» **GIVEN REQUEST**:
Wherever the string "this" shows up in a line, count that line. Give the total alone.

--- Start of SOURCE MATERIAL ---

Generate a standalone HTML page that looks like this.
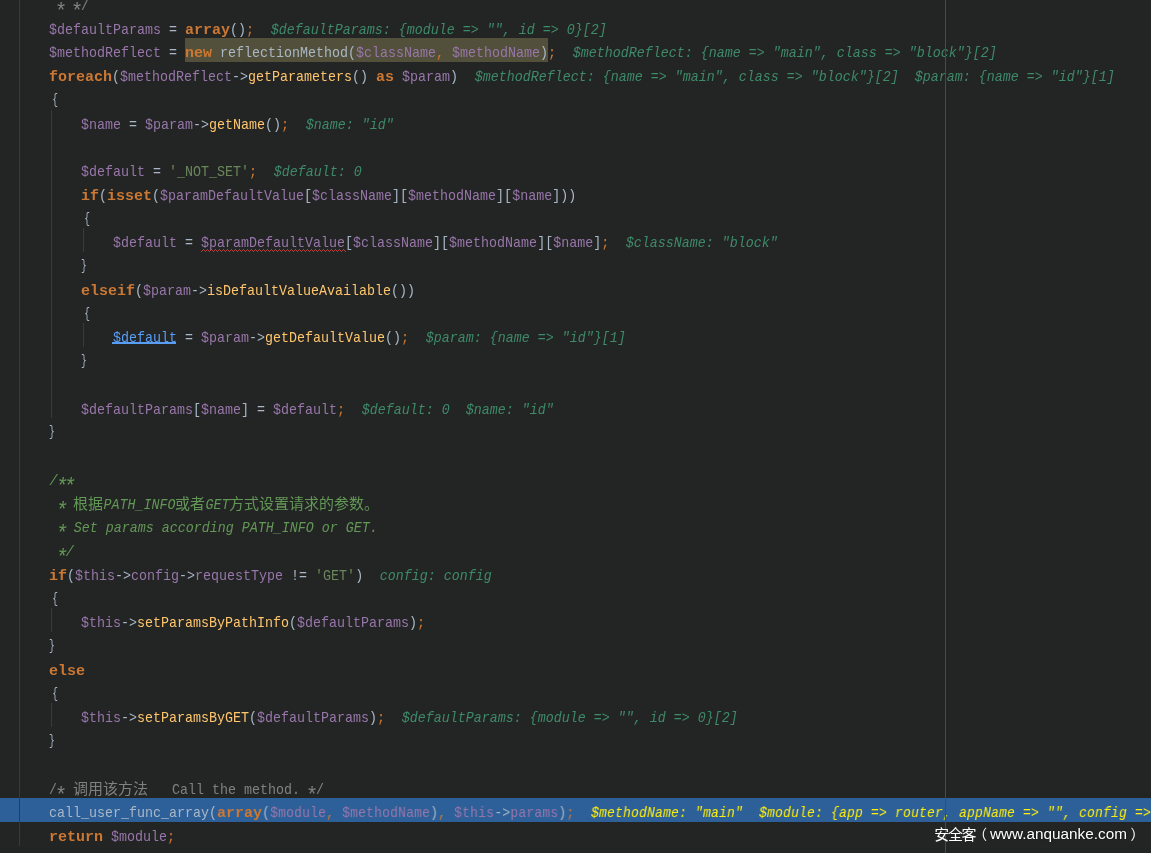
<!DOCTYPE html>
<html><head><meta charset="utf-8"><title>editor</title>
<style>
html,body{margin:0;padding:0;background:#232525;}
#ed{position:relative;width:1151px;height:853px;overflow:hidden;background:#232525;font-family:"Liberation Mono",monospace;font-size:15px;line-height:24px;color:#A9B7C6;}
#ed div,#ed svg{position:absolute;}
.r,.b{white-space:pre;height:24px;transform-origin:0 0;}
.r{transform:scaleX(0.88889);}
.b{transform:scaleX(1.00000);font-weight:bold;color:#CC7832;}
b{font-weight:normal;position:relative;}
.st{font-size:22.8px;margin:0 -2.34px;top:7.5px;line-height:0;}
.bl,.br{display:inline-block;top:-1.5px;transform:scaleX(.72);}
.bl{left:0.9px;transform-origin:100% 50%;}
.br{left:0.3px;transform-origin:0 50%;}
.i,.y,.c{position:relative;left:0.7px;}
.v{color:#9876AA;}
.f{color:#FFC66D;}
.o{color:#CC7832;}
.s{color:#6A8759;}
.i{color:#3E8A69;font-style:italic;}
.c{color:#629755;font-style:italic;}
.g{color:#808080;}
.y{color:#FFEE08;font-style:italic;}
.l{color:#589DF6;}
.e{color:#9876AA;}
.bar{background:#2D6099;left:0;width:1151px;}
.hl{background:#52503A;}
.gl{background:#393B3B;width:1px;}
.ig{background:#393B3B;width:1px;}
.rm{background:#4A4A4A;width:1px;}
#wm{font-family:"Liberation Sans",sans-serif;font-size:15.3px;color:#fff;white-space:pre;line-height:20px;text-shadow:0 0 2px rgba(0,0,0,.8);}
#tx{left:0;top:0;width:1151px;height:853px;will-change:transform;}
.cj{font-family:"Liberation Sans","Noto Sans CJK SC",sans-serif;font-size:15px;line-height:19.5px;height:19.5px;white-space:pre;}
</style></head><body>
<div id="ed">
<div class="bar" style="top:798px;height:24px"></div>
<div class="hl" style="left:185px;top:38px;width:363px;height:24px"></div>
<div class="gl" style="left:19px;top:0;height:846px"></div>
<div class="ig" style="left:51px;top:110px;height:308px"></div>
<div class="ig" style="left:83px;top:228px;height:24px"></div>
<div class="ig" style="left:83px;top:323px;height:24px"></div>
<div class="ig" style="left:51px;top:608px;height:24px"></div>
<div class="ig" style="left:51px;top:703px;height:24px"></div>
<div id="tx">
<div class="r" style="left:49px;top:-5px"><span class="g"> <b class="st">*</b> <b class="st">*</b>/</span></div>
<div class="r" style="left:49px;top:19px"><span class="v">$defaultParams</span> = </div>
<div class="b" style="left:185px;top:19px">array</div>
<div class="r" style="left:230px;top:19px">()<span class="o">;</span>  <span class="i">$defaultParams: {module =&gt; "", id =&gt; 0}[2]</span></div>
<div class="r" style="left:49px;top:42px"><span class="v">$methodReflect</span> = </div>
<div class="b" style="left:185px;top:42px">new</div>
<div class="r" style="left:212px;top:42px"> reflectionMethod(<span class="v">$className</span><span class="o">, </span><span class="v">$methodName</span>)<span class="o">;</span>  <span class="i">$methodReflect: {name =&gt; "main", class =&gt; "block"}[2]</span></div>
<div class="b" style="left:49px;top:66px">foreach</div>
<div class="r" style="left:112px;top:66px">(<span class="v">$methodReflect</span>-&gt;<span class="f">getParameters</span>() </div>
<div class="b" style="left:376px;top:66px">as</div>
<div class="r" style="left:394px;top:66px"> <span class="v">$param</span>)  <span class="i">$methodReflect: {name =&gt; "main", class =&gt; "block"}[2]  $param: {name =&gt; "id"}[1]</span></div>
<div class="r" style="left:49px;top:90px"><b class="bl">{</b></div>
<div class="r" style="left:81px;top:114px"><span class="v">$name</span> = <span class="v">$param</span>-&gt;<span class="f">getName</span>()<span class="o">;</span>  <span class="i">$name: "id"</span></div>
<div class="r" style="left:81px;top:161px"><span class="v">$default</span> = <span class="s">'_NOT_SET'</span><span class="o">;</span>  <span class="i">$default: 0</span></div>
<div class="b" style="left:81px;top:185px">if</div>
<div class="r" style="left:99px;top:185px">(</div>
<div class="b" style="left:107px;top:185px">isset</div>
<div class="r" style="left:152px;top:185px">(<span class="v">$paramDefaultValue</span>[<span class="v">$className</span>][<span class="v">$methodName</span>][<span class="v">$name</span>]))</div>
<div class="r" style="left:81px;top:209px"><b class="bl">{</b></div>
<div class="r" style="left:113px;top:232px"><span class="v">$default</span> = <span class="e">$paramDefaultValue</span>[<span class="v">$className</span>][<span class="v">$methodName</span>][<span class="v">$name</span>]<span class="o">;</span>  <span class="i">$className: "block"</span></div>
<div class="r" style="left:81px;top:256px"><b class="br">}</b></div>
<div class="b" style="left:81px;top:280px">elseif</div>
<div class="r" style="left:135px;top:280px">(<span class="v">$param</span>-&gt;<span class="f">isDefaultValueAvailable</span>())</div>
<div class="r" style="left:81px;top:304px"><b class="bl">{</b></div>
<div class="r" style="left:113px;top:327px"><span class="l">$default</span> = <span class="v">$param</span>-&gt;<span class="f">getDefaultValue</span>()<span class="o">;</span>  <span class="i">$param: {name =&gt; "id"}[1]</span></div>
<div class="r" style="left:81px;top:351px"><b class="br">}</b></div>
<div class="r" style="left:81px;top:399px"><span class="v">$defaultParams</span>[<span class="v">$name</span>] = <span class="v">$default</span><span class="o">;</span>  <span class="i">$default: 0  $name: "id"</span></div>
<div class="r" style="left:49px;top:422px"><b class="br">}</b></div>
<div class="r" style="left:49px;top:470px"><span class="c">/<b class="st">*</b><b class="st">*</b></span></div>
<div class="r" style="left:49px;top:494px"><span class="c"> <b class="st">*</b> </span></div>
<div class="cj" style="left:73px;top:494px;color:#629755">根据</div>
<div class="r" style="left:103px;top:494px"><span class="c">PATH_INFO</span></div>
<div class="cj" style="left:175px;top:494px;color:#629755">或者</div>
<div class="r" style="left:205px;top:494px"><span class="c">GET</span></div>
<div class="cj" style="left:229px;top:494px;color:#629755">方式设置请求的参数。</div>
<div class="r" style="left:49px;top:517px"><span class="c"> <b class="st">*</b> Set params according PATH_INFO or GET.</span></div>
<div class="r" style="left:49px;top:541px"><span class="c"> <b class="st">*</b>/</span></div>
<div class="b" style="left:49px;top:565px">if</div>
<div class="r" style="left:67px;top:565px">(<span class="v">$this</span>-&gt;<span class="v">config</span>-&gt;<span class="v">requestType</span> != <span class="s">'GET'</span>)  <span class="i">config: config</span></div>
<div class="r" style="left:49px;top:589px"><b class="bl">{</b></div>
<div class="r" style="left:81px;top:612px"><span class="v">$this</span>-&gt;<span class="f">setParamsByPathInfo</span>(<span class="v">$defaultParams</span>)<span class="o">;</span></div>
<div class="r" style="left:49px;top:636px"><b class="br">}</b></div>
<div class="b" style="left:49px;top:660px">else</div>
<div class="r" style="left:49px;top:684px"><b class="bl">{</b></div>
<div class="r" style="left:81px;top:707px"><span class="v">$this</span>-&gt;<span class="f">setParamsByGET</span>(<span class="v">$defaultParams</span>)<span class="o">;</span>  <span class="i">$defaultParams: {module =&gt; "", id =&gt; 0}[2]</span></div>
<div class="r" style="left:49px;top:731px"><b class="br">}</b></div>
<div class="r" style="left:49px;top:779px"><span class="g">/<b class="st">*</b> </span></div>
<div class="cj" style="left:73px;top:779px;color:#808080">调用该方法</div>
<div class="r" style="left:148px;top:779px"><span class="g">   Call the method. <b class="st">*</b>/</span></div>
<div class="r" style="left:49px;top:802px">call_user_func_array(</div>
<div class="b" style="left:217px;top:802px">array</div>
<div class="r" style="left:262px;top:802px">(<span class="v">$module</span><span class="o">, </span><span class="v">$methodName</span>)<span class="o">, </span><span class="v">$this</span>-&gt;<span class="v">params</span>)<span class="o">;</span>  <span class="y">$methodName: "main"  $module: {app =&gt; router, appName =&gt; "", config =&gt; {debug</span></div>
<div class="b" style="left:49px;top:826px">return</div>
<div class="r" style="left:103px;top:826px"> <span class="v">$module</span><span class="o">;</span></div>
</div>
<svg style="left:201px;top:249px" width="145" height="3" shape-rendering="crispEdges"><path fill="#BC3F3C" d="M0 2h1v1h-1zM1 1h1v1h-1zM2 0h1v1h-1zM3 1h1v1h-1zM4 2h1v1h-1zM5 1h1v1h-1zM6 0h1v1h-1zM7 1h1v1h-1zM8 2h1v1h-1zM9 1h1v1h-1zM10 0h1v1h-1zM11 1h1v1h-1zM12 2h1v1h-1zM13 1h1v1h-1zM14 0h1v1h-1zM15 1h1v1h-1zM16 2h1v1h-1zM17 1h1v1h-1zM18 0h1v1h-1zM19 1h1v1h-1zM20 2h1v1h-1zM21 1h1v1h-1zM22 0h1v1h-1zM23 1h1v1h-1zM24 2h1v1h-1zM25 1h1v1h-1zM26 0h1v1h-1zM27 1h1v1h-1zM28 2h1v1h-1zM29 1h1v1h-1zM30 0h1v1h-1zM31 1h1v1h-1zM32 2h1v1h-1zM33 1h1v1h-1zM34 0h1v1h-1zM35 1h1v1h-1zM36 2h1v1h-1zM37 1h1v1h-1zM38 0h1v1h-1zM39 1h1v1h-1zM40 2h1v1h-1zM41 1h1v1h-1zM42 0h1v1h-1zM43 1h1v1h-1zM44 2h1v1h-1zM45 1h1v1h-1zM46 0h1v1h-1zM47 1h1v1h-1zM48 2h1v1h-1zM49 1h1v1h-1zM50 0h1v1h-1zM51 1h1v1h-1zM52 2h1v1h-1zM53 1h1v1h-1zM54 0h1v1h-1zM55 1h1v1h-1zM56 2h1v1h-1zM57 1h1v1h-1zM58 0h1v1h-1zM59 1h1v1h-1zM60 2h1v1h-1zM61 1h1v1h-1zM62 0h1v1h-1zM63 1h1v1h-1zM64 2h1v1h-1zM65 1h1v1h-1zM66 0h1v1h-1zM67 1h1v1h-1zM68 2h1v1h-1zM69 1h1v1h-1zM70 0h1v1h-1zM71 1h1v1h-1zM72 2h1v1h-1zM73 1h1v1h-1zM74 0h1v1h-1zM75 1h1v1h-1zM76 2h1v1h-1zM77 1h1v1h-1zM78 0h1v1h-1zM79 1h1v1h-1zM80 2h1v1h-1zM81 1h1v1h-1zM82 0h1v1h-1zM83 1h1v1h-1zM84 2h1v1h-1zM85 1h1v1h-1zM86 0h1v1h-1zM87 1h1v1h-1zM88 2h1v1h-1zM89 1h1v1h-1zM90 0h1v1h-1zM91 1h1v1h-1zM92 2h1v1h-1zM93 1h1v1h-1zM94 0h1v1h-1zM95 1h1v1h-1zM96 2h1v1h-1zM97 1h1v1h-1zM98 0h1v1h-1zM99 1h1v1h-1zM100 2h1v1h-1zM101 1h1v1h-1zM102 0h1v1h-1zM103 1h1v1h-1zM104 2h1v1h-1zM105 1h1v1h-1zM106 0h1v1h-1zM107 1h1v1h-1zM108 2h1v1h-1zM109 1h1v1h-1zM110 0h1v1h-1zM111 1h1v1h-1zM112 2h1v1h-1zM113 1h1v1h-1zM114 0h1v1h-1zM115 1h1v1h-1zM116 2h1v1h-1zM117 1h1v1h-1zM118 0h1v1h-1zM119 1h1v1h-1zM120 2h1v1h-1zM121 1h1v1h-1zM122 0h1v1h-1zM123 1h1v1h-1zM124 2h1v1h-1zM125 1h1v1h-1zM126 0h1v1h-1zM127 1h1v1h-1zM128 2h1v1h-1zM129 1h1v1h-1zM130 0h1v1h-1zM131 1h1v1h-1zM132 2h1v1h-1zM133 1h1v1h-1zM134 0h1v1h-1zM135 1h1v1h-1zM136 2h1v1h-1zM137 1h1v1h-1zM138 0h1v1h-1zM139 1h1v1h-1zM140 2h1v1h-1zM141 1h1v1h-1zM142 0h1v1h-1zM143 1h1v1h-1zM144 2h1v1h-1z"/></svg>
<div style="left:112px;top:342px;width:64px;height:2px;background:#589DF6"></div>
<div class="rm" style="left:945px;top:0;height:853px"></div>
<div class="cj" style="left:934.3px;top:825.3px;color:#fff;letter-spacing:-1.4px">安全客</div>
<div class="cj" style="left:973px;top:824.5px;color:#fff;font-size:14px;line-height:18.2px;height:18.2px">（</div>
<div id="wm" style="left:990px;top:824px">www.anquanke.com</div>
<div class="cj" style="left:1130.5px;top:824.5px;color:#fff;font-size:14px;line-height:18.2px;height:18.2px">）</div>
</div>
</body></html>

--- End of SOURCE MATERIAL ---

» **OUTPUT**:
5